» SHORT EXERCISE: Return all of the data exactly as written, without the pictures.

BEGIN INFORMATION PROVIDED

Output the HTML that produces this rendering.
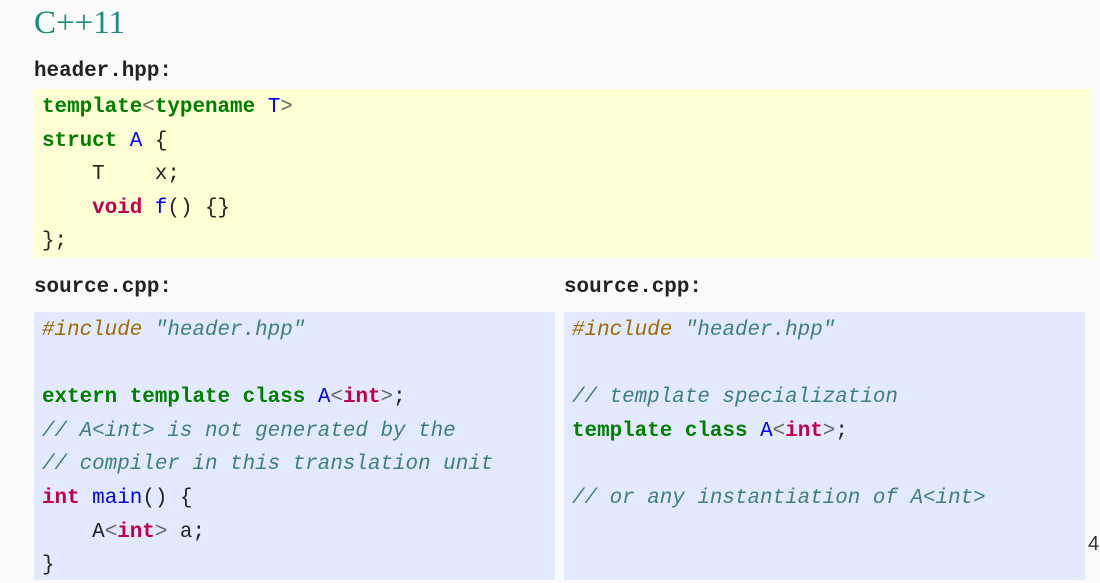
<!DOCTYPE html>
<html><head><meta charset="utf-8"><style>
body{margin:0;width:1100px;height:580px;background:#fafafa;position:relative;overflow:hidden;font-family:"Liberation Mono",monospace;color:#222}
.t{position:absolute;left:34px;top:5px;font-family:"Liberation Serif",serif;font-size:33px;color:#1a8c7c}
.lbl{position:absolute;font-size:20.9px;font-weight:bold;color:#222;line-height:30px}
.box{position:absolute;margin:0;padding:2px 0 0 8px;box-sizing:border-box;font-size:20.9px;line-height:33.6px;white-space:pre;font-family:"Liberation Mono",monospace}
.y{background:#ffffd6}
.b{background:#e3eaff}
.k{color:#008000;font-weight:bold}
.n{color:#0000ff}
.r{color:#c0004a;font-weight:bold}
.o{color:#666}
.c{color:#3f7f80;font-style:italic}
.p{color:#a06a00;font-style:italic}
.num{position:absolute;left:1088px;top:533px;font-family:"Liberation Sans",sans-serif;font-size:20px;color:#333}
</style></head><body>
<div class="t">C++11</div>
<div class="lbl" style="left:34px;top:57px">header.hpp:</div>
<pre class="box y" style="left:34px;top:89px;width:1058px;height:169px"><span class="k">template</span><span class="o">&lt;</span><span class="k">typename</span> <span class="n">T</span><span class="o">&gt;</span>
<span class="k">struct</span> <span class="n">A</span> {
    T    x;
    <span class="r">void</span> <span class="n">f</span>() {}
};</pre>
<div class="lbl" style="left:34px;top:273px">source.cpp:</div>
<div class="lbl" style="left:564px;top:273px">source.cpp:</div>
<pre class="box b" style="left:34px;top:312px;width:521px;height:268px"><span class="p">#include</span> <span class="c">"header.hpp"</span>

<span class="k">extern</span> <span class="k">template</span> <span class="k">class</span> <span class="n">A</span><span class="o">&lt;</span><span class="r">int</span><span class="o">&gt;</span>;
<span class="c">// A&lt;int&gt; is not generated by the</span>
<span class="c">// compiler in this translation unit</span>
<span class="r">int</span> <span class="n">main</span>() {
    A<span class="o">&lt;</span><span class="r">int</span><span class="o">&gt;</span> a;
}</pre>
<pre class="box b" style="left:564px;top:312px;width:521px;height:268px"><span class="p">#include</span> <span class="c">"header.hpp"</span>

<span class="c">// template specialization</span>
<span class="k">template</span> <span class="k">class</span> <span class="n">A</span><span class="o">&lt;</span><span class="r">int</span><span class="o">&gt;</span>;

<span class="c">// or any instantiation of A&lt;int&gt;</span></pre>
<div class="num">4</div>
</body></html>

END INFORMATION PROVIDED

» TASK SOLUTION:
Output the HTML that produces this rendering.
<!DOCTYPE html>
<html><head><meta charset="utf-8"><style>
body{margin:0;width:1100px;height:580px;background:#fafafa;position:relative;overflow:hidden;font-family:"Liberation Mono",monospace;color:#222}
.t{position:absolute;left:34px;top:5px;font-family:"Liberation Serif",serif;font-size:33px;color:#1a8c7c}
.lbl{position:absolute;font-size:20.9px;font-weight:bold;color:#222;line-height:30px}
.box{position:absolute;margin:0;padding:2px 0 0 8px;box-sizing:border-box;font-size:20.9px;line-height:33.6px;white-space:pre;font-family:"Liberation Mono",monospace}
.y{background:#ffffd6}
.b{background:#e3eaff}
.k{color:#008000;font-weight:bold}
.n{color:#0000ff}
.r{color:#c0004a;font-weight:bold}
.o{color:#666}
.c{color:#3f7f80;font-style:italic}
.p{color:#a06a00;font-style:italic}
.num{position:absolute;left:1088px;top:533px;font-family:"Liberation Sans",sans-serif;font-size:20px;color:#333}
</style></head><body>
<div class="t">C++11</div>
<div class="lbl" style="left:34px;top:57px">header.hpp:</div>
<pre class="box y" style="left:34px;top:89px;width:1058px;height:169px"><span class="k">template</span><span class="o">&lt;</span><span class="k">typename</span> <span class="n">T</span><span class="o">&gt;</span>
<span class="k">struct</span> <span class="n">A</span> {
    T    x;
    <span class="r">void</span> <span class="n">f</span>() {}
};</pre>
<div class="lbl" style="left:34px;top:273px">source.cpp:</div>
<div class="lbl" style="left:564px;top:273px">source.cpp:</div>
<pre class="box b" style="left:34px;top:312px;width:521px;height:268px"><span class="p">#include</span> <span class="c">"header.hpp"</span>

<span class="k">extern</span> <span class="k">template</span> <span class="k">class</span> <span class="n">A</span><span class="o">&lt;</span><span class="r">int</span><span class="o">&gt;</span>;
<span class="c">// A&lt;int&gt; is not generated by the</span>
<span class="c">// compiler in this translation unit</span>
<span class="r">int</span> <span class="n">main</span>() {
    A<span class="o">&lt;</span><span class="r">int</span><span class="o">&gt;</span> a;
}</pre>
<pre class="box b" style="left:564px;top:312px;width:521px;height:268px"><span class="p">#include</span> <span class="c">"header.hpp"</span>

<span class="c">// template specialization</span>
<span class="k">template</span> <span class="k">class</span> <span class="n">A</span><span class="o">&lt;</span><span class="r">int</span><span class="o">&gt;</span>;

<span class="c">// or any instantiation of A&lt;int&gt;</span></pre>
<div class="num">4</div>
</body></html>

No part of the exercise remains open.